Still, a great theatrical event and right up our street.

There is an excellent stub resource on this play/production on the Almeida site – click here.

 

3 Sisters On Hope Street by Diane Samuels and Tracy-Ann Oberman after Anton Chekov, Hampstead Theatre, 22 February 2008

This one didn’t really work for us, despite the good reviews it mostly received.

It was one of those plays/productions that we thought we ought to have really liked, but didn’t much. We like Chekhov. We like Tracy-Ann Oberman (formerly of NewsRevue in our world, Eastenders in most other people’s). It was a superb-looking cast.
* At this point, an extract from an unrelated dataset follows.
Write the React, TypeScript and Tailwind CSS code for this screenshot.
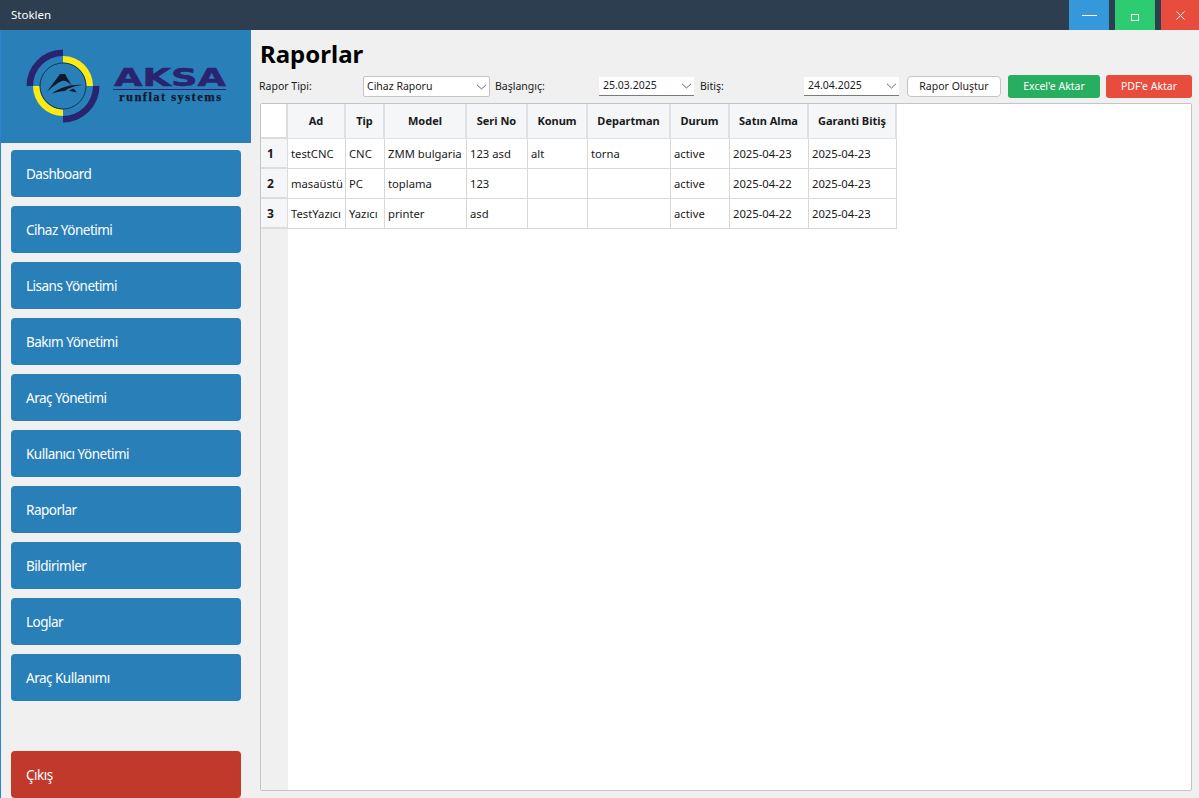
const menu = [
  "Dashboard",
  "Cihaz Yönetimi",
  "Lisans Yönetimi",
  "Bakım Yönetimi",
  "Araç Yönetimi",
  "Kullanıcı Yönetimi",
  "Raporlar",
  "Bildirimler",
  "Loglar",
  "Araç Kullanımı",
];

const columns = [
  { name: "Ad", width: "w-[58px]" },
  { name: "Tip", width: "w-[39px]" },
  { name: "Model", width: "w-[82px]" },
  { name: "Seri No", width: "w-[61px]" },
  { name: "Konum", width: "w-[60px]" },
  { name: "Departman", width: "w-[83px]" },
  { name: "Durum", width: "w-[59px]" },
  { name: "Satın Alma", width: "w-[79px]" },
  { name: "Garanti Bitiş", width: "w-[88px]" },
];

const rows = [
  ["testCNC", "CNC", "ZMM bulgaria", "123 asd", "alt", "torna", "active", "2025-04-23", "2025-04-23"],
  ["masaüstü", "PC", "toplama", "123", "", "", "active", "2025-04-22", "2025-04-23"],
  ["TestYazıcı", "Yazıcı", "printer", "asd", "", "", "active", "2025-04-22", "2025-04-23"],
];

function Chevron() {
  return (
    <svg width="11" height="6" viewBox="0 0 11 6" fill="none" className="shrink-0">
      <path d="M1 0.8 L5.5 5 L10 0.8" stroke="#6b6b6b" strokeWidth="1" />
    </svg>
  );
}

function Logo() {
  return (
    <svg width="220" height="80" viewBox="0 0 220 80" className="block">
      {/* yellow quarter rings */}
      <path d="M53 11 A30 30 0 0 1 83 41 L76.5 41 A23.5 23.5 0 0 0 53 17.5 Z" fill="#fdea14" />
      <path d="M23 41 L29.5 41 A23.5 23.5 0 0 0 53 64.5 L53 71 A30 30 0 0 1 23 41 Z" fill="#fdea14" />
      {/* navy outer quarters */}
      <path d="M53 4.5 A36.5 36.5 0 0 0 16.5 41 L23 41 A30 30 0 0 1 53 11 Z" fill="#2a2370" />
      <path d="M89.5 41 A36.5 36.5 0 0 1 53 77.5 L53 71 A30 30 0 0 0 83 41 Z" fill="#2a2370" />
      <circle cx="53" cy="41" r="23" fill="none" stroke="#10203a" strokeWidth="0.8" />
      {/* arrow mark */}
      <path d="M36.7 47 L50 29 L55 29 L62 41 C59 37 55 35 52 36 C47 38 42 42 36.7 47 Z" fill="#10182c" />
      <path d="M42 48.5 C50 42.5 62 39 73 40 C66 40.5 58 43 55 46 C51 46 47 47 42 48.5 Z" fill="#10182c" />
      <path d="M59 45.5 L63.5 43.5 L67 47.5 L62 46.5 Z" fill="#10182c" />
      <text
        x="104"
        y="40.5"
        fontFamily="'DejaVu Sans', sans-serif"
        fontWeight="700"
        fontSize="24.5"
        fill="#2a2370"
        stroke="#2a2370"
        strokeWidth="0.5"
        textLength="112"
        lengthAdjust="spacingAndGlyphs"
      >
        AKSA
      </text>
      <rect x="103" y="44" width="113" height="1" fill="#2a2370" />
      <text
        x="109"
        y="56"
        fontFamily="'Liberation Serif', serif"
        fontWeight="700"
        fontSize="12.5"
        fill="#10182c"
        stroke="#10182c"
        strokeWidth="0.25"
        textLength="102"
        lengthAdjust="spacing"
      >
        runflat systems
      </text>
    </svg>
  );
}

export default function App() {
  return (
    <div className="w-[1199px] h-[798px] overflow-hidden flex flex-col bg-[#f0f0f0] font-['Noto_Sans','Open_Sans',sans-serif] text-[10.5px] text-[#1a1a1a]">
      {/* title bar */}
      <div className="h-[30px] shrink-0 bg-[#2c3e50] flex items-center justify-between">
        <span className="pl-[11px] text-[11.5px] text-white">Stoklen</span>
        <div className="flex h-full gap-[6px]">
          <div className="w-[40px] bg-[#3498db] flex items-center justify-center">
            <div className="w-[15px] h-px bg-white" />
          </div>
          <div className="w-[40px] bg-[#2ecc71] flex items-center justify-center">
            <div className="w-[8px] h-[7px] mt-[4px] border border-white" />
          </div>
          <div className="w-[38px] bg-[#e74c3c] flex items-center justify-center">
            <svg width="9" height="9" viewBox="0 0 9 9" className="mt-[1px]">
              <path d="M0.5 0.5 L8.5 8.5 M8.5 0.5 L0.5 8.5" stroke="white" strokeWidth="1" />
            </svg>
          </div>
        </div>
      </div>

      <div className="flex flex-1 min-h-0">
        {/* sliver of the desktop behind the window */}
        <div className="w-px shrink-0 bg-[#2d83cf]" />

        {/* sidebar */}
        <aside className="w-[250px] shrink-0 flex flex-col">
          <div className="h-[113px] shrink-0 bg-[#2980b9] flex items-center pl-[9px] pb-[3px]">
            <Logo />
          </div>
          <nav className="flex flex-1 flex-col gap-[9px] px-[10px] pt-[7px]">
            {menu.map((item) => (
              <div
                key={item}
                className="h-[47px] shrink-0 rounded-[4px] bg-[#2980b9] flex items-center pl-[15px] pt-[2px] text-[13.5px] tracking-[-0.5px] text-white"
              >
                {item}
              </div>
            ))}
            <div className="mt-auto h-[47px] shrink-0 rounded-[4px] bg-[#c0392b] flex items-center pl-[15px] pt-[2px] text-[13.5px] tracking-[-0.5px] text-white">
              Çıkış
            </div>
          </nav>
        </aside>

        {/* content */}
        <main className="flex-1 min-w-0 flex flex-col pl-[9px] pr-[7px]">
          <h1 className="h-[44px] shrink-0 pt-[5px] text-[24px] leading-[38px] font-bold text-black">Raporlar</h1>

          <div className="h-[24px] shrink-0 flex items-center">
            <span className="w-[104px] shrink-0 -ml-px pt-px">Rapor Tipi:</span>
            <div className="w-[127px] h-[21px] shrink-0 flex items-center justify-between pl-[3px] pr-[2px] pt-px bg-white border border-[#c4c4c4] rounded-[2px]">
              <span>Cihaz Raporu</span>
              <Chevron />
            </div>
            <span className="w-[109px] shrink-0 pl-[5px] pt-px">Başlangıç:</span>
            <div className="w-[95px] h-[19px] shrink-0 flex items-center justify-between pl-[4px] pr-[2px] bg-white border-b border-[#7a7a7a]">
              <span>25.03.2025</span>
              <Chevron />
            </div>
            <span className="w-[110px] shrink-0 pl-[6px] pt-px">Bitiş:</span>
            <div className="w-[95px] h-[19px] shrink-0 flex items-center justify-between pl-[4px] pr-[2px] bg-white border-b border-[#7a7a7a]">
              <span>24.04.2025</span>
              <Chevron />
            </div>
            <div className="w-[94px] h-[21px] shrink-0 ml-[8px] flex items-center justify-center pt-px bg-white border border-[#c4c4c4] rounded-[4px]">
              Rapor Oluştur
            </div>
            <div className="w-[92px] h-[23px] shrink-0 ml-[7px] flex items-center justify-center pt-px bg-[#27ae60] rounded-[3px] text-white">
              Excel'e Aktar
            </div>
            <div className="w-[86px] h-[23px] shrink-0 ml-[6px] flex items-center justify-center pt-px bg-[#e74c3c] rounded-[3px] text-white">
              PDF'e Aktar
            </div>
          </div>

          {/* table view */}
          <div className="mt-[5px] mb-[7px] flex-1 min-h-0 flex bg-white border border-[#c4c4c4] rounded-[2px] overflow-hidden">
            <div className="w-[27px] shrink-0 bg-[#f0f0f0] flex flex-col">
              <div className="h-[35px] shrink-0 bg-white border-r-2 border-b-2 border-[#dcdcdc]" />
              {["1", "2", "3"].map((n) => (
                <div
                  key={n}
                  className="h-[30px] shrink-0 bg-[#f4f6f8] border-b-2 border-r border-[#dcdcdc] flex items-center pl-[6px] pt-px text-[12px] font-bold"
                >
                  {n}
                </div>
              ))}
            </div>
            <div className="flex-1 min-w-0">
              <div className="flex h-[35px]">
                {columns.map((col) => (
                  <div
                    key={col.name}
                    className={`${col.width} shrink-0 bg-[#f4f6f8] border-r-2 border-b border-[#dfe1e5] flex items-center justify-center pt-px text-[11px] font-bold`}
                  >
                    {col.name}
                  </div>
                ))}
              </div>
              {rows.map((row) => (
                <div key={row[0]} className="flex h-[30px]">
                  {row.map((cell, i) => (
                    <div
                      key={columns[i].name}
                      className={`${columns[i].width} shrink-0 border-r border-b border-[#d8d8d8] flex items-center pl-[3px] pt-px text-[11.25px] whitespace-nowrap overflow-hidden`}
                    >
                      {cell}
                    </div>
                  ))}
                </div>
              ))}
            </div>
          </div>
        </main>
      </div>
    </div>
  );
}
Lindsay Posner is a terrific director.

The idea of transferring the Three Sisters to the large home of a relatively wealthy Jewish family in austere post-war Liverpool seemed to be up our street. But Hope Street is not our street; not three hours of it anyhow:

Hampstead Theatre stubs don’t go back this far…yet…but Liverpool Everyman one’s do – so there – click here for cast and crew details.

We no doubt ate at Harry Morgan’s before seeing this production, which would at least have got our bellies into the right mode for the three hour “Chekhov meets Wesker Fest” that followed.

Cloud Nine by Caryl Churchill, Almeida Theatre, 10 November 2007

This is a weird play. But then, it is Caryl Churchill. Indeed, by Caryl Churchill standards, it is not that weird a play.

But Janie and I had never seen the play and this, as it turned out, was a good production of this play. Thea Sharrock directed it; we’d been really impressed with her at The Gate and this production no doubt added to her rising stardom.

There’s a good Almeida stub for this production – here, although the reviews are just quotes.

Reviews to be found that can be read in full are as follows:

Enough evidence – this was good. We enjoyed ourselves and felt thoroughly sated with good theatre that weekend, having seen a super short play, Truck Stop, at the Hampstead the night before.